Requirement
Reproduce the listing below in full and without alteration, apart from its pictures.

────────────────────────────────────────

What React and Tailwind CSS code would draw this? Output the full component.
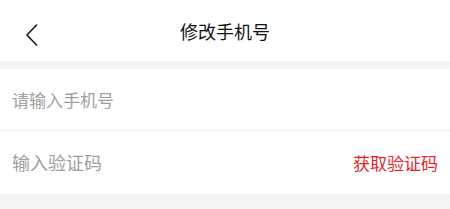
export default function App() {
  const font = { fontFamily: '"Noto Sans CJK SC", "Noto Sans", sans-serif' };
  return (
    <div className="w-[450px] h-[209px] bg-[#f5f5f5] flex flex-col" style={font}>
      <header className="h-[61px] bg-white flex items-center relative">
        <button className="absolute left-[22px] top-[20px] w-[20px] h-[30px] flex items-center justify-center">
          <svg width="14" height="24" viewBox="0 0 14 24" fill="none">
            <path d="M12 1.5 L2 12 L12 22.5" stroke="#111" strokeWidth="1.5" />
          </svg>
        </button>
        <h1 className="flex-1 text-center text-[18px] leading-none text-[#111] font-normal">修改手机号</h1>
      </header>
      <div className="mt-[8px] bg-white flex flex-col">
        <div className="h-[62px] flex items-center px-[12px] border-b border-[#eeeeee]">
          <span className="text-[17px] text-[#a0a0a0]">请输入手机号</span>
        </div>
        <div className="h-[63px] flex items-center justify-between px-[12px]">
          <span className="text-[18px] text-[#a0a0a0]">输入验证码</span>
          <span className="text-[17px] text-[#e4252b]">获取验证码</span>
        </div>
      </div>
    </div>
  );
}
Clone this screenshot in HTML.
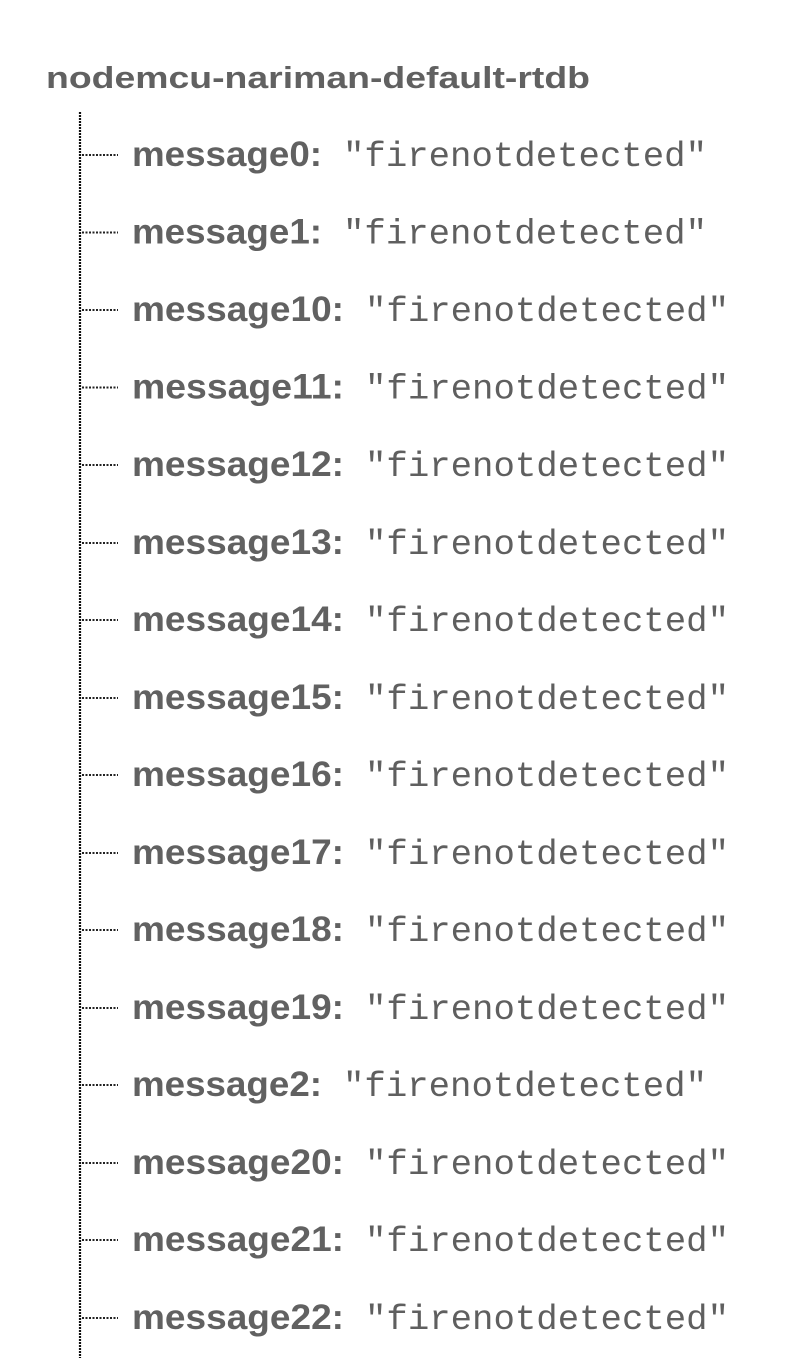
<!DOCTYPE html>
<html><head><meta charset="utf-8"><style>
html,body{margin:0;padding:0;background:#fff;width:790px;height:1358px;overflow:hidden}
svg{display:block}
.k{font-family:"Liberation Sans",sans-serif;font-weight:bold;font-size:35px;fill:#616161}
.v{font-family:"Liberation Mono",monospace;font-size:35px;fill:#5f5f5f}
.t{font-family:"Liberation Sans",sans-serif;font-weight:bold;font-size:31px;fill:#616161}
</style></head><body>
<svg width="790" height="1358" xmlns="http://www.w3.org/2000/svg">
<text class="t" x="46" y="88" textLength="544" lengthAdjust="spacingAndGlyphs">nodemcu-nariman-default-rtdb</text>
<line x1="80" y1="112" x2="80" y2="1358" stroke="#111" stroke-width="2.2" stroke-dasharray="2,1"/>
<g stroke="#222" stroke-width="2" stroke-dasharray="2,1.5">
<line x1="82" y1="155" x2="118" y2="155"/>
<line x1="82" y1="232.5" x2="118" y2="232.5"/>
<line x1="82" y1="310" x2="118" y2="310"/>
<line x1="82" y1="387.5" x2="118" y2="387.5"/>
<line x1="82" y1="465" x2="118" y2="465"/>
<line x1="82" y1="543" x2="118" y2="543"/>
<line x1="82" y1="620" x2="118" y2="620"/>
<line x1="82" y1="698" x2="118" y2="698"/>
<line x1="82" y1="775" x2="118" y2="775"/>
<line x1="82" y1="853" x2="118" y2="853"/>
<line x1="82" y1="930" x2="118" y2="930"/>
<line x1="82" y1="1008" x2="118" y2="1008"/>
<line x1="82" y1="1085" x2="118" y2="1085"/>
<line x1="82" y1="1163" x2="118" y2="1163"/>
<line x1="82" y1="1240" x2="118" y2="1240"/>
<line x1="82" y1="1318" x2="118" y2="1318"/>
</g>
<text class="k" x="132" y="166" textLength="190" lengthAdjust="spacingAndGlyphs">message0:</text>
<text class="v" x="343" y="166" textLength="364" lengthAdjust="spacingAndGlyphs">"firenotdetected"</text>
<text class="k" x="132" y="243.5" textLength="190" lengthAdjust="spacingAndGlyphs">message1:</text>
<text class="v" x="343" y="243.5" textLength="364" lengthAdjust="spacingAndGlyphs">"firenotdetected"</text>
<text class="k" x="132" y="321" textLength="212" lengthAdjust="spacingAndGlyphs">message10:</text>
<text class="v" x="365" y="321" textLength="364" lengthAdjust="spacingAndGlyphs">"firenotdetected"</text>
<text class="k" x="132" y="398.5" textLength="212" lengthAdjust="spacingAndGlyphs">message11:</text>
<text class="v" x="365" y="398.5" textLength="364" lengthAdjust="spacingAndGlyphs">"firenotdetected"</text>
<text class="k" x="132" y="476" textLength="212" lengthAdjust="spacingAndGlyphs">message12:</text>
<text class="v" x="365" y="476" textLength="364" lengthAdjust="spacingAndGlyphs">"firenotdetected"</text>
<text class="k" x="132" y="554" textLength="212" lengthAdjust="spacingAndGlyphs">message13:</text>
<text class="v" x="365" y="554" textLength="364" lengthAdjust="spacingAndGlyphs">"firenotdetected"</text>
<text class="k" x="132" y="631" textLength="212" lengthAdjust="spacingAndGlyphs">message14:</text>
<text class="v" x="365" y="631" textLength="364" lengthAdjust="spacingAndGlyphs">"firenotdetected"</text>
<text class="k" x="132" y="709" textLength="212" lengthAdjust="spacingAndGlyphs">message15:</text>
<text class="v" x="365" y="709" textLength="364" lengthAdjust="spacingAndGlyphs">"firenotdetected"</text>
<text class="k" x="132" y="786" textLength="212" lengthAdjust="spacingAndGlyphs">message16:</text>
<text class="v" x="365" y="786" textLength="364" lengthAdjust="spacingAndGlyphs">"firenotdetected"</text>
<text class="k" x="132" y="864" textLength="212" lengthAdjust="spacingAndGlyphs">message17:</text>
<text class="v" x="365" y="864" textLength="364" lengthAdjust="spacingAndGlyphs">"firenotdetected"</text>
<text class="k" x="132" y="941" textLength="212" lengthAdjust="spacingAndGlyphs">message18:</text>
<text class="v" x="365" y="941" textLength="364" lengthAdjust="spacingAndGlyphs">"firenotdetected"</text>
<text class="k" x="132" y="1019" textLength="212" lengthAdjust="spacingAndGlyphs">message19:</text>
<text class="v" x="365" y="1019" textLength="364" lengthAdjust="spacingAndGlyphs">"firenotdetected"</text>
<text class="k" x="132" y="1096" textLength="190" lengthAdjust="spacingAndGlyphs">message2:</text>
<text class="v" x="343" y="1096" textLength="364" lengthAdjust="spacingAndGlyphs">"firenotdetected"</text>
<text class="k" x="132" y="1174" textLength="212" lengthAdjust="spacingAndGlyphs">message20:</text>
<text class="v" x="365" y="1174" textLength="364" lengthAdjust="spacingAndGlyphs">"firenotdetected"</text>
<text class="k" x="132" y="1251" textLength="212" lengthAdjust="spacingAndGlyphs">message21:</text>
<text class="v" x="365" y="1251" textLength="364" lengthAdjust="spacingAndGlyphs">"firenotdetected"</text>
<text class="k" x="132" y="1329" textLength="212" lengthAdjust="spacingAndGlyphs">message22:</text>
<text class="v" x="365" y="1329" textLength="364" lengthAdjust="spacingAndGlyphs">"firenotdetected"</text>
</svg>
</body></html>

────────────────────────────────────────

Solution
What React and Tailwind CSS code would draw this? Output the full component.
export default function App() {
  const font = { fontFamily: '"Noto Sans CJK SC", "Noto Sans", sans-serif' };
  return (
    <div className="w-[450px] h-[209px] bg-[#f5f5f5] flex flex-col" style={font}>
      <header className="h-[61px] bg-white flex items-center relative">
        <button className="absolute left-[22px] top-[20px] w-[20px] h-[30px] flex items-center justify-center">
          <svg width="14" height="24" viewBox="0 0 14 24" fill="none">
            <path d="M12 1.5 L2 12 L12 22.5" stroke="#111" strokeWidth="1.5" />
          </svg>
        </button>
        <h1 className="flex-1 text-center text-[18px] leading-none text-[#111] font-normal">修改手机号</h1>
      </header>
      <div className="mt-[8px] bg-white flex flex-col">
        <div className="h-[62px] flex items-center px-[12px] border-b border-[#eeeeee]">
          <span className="text-[17px] text-[#a0a0a0]">请输入手机号</span>
        </div>
        <div className="h-[63px] flex items-center justify-between px-[12px]">
          <span className="text-[18px] text-[#a0a0a0]">输入验证码</span>
          <span className="text-[17px] text-[#e4252b]">获取验证码</span>
        </div>
      </div>
    </div>
  );
}
Clone this screenshot in HTML.
<!DOCTYPE html>
<html><head><meta charset="utf-8"><style>
html,body{margin:0;padding:0;background:#fff;width:790px;height:1358px;overflow:hidden}
svg{display:block}
.k{font-family:"Liberation Sans",sans-serif;font-weight:bold;font-size:35px;fill:#616161}
.v{font-family:"Liberation Mono",monospace;font-size:35px;fill:#5f5f5f}
.t{font-family:"Liberation Sans",sans-serif;font-weight:bold;font-size:31px;fill:#616161}
</style></head><body>
<svg width="790" height="1358" xmlns="http://www.w3.org/2000/svg">
<text class="t" x="46" y="88" textLength="544" lengthAdjust="spacingAndGlyphs">nodemcu-nariman-default-rtdb</text>
<line x1="80" y1="112" x2="80" y2="1358" stroke="#111" stroke-width="2.2" stroke-dasharray="2,1"/>
<g stroke="#222" stroke-width="2" stroke-dasharray="2,1.5">
<line x1="82" y1="155" x2="118" y2="155"/>
<line x1="82" y1="232.5" x2="118" y2="232.5"/>
<line x1="82" y1="310" x2="118" y2="310"/>
<line x1="82" y1="387.5" x2="118" y2="387.5"/>
<line x1="82" y1="465" x2="118" y2="465"/>
<line x1="82" y1="543" x2="118" y2="543"/>
<line x1="82" y1="620" x2="118" y2="620"/>
<line x1="82" y1="698" x2="118" y2="698"/>
<line x1="82" y1="775" x2="118" y2="775"/>
<line x1="82" y1="853" x2="118" y2="853"/>
<line x1="82" y1="930" x2="118" y2="930"/>
<line x1="82" y1="1008" x2="118" y2="1008"/>
<line x1="82" y1="1085" x2="118" y2="1085"/>
<line x1="82" y1="1163" x2="118" y2="1163"/>
<line x1="82" y1="1240" x2="118" y2="1240"/>
<line x1="82" y1="1318" x2="118" y2="1318"/>
</g>
<text class="k" x="132" y="166" textLength="190" lengthAdjust="spacingAndGlyphs">message0:</text>
<text class="v" x="343" y="166" textLength="364" lengthAdjust="spacingAndGlyphs">"firenotdetected"</text>
<text class="k" x="132" y="243.5" textLength="190" lengthAdjust="spacingAndGlyphs">message1:</text>
<text class="v" x="343" y="243.5" textLength="364" lengthAdjust="spacingAndGlyphs">"firenotdetected"</text>
<text class="k" x="132" y="321" textLength="212" lengthAdjust="spacingAndGlyphs">message10:</text>
<text class="v" x="365" y="321" textLength="364" lengthAdjust="spacingAndGlyphs">"firenotdetected"</text>
<text class="k" x="132" y="398.5" textLength="212" lengthAdjust="spacingAndGlyphs">message11:</text>
<text class="v" x="365" y="398.5" textLength="364" lengthAdjust="spacingAndGlyphs">"firenotdetected"</text>
<text class="k" x="132" y="476" textLength="212" lengthAdjust="spacingAndGlyphs">message12:</text>
<text class="v" x="365" y="476" textLength="364" lengthAdjust="spacingAndGlyphs">"firenotdetected"</text>
<text class="k" x="132" y="554" textLength="212" lengthAdjust="spacingAndGlyphs">message13:</text>
<text class="v" x="365" y="554" textLength="364" lengthAdjust="spacingAndGlyphs">"firenotdetected"</text>
<text class="k" x="132" y="631" textLength="212" lengthAdjust="spacingAndGlyphs">message14:</text>
<text class="v" x="365" y="631" textLength="364" lengthAdjust="spacingAndGlyphs">"firenotdetected"</text>
<text class="k" x="132" y="709" textLength="212" lengthAdjust="spacingAndGlyphs">message15:</text>
<text class="v" x="365" y="709" textLength="364" lengthAdjust="spacingAndGlyphs">"firenotdetected"</text>
<text class="k" x="132" y="786" textLength="212" lengthAdjust="spacingAndGlyphs">message16:</text>
<text class="v" x="365" y="786" textLength="364" lengthAdjust="spacingAndGlyphs">"firenotdetected"</text>
<text class="k" x="132" y="864" textLength="212" lengthAdjust="spacingAndGlyphs">message17:</text>
<text class="v" x="365" y="864" textLength="364" lengthAdjust="spacingAndGlyphs">"firenotdetected"</text>
<text class="k" x="132" y="941" textLength="212" lengthAdjust="spacingAndGlyphs">message18:</text>
<text class="v" x="365" y="941" textLength="364" lengthAdjust="spacingAndGlyphs">"firenotdetected"</text>
<text class="k" x="132" y="1019" textLength="212" lengthAdjust="spacingAndGlyphs">message19:</text>
<text class="v" x="365" y="1019" textLength="364" lengthAdjust="spacingAndGlyphs">"firenotdetected"</text>
<text class="k" x="132" y="1096" textLength="190" lengthAdjust="spacingAndGlyphs">message2:</text>
<text class="v" x="343" y="1096" textLength="364" lengthAdjust="spacingAndGlyphs">"firenotdetected"</text>
<text class="k" x="132" y="1174" textLength="212" lengthAdjust="spacingAndGlyphs">message20:</text>
<text class="v" x="365" y="1174" textLength="364" lengthAdjust="spacingAndGlyphs">"firenotdetected"</text>
<text class="k" x="132" y="1251" textLength="212" lengthAdjust="spacingAndGlyphs">message21:</text>
<text class="v" x="365" y="1251" textLength="364" lengthAdjust="spacingAndGlyphs">"firenotdetected"</text>
<text class="k" x="132" y="1329" textLength="212" lengthAdjust="spacingAndGlyphs">message22:</text>
<text class="v" x="365" y="1329" textLength="364" lengthAdjust="spacingAndGlyphs">"firenotdetected"</text>
</svg>
</body></html>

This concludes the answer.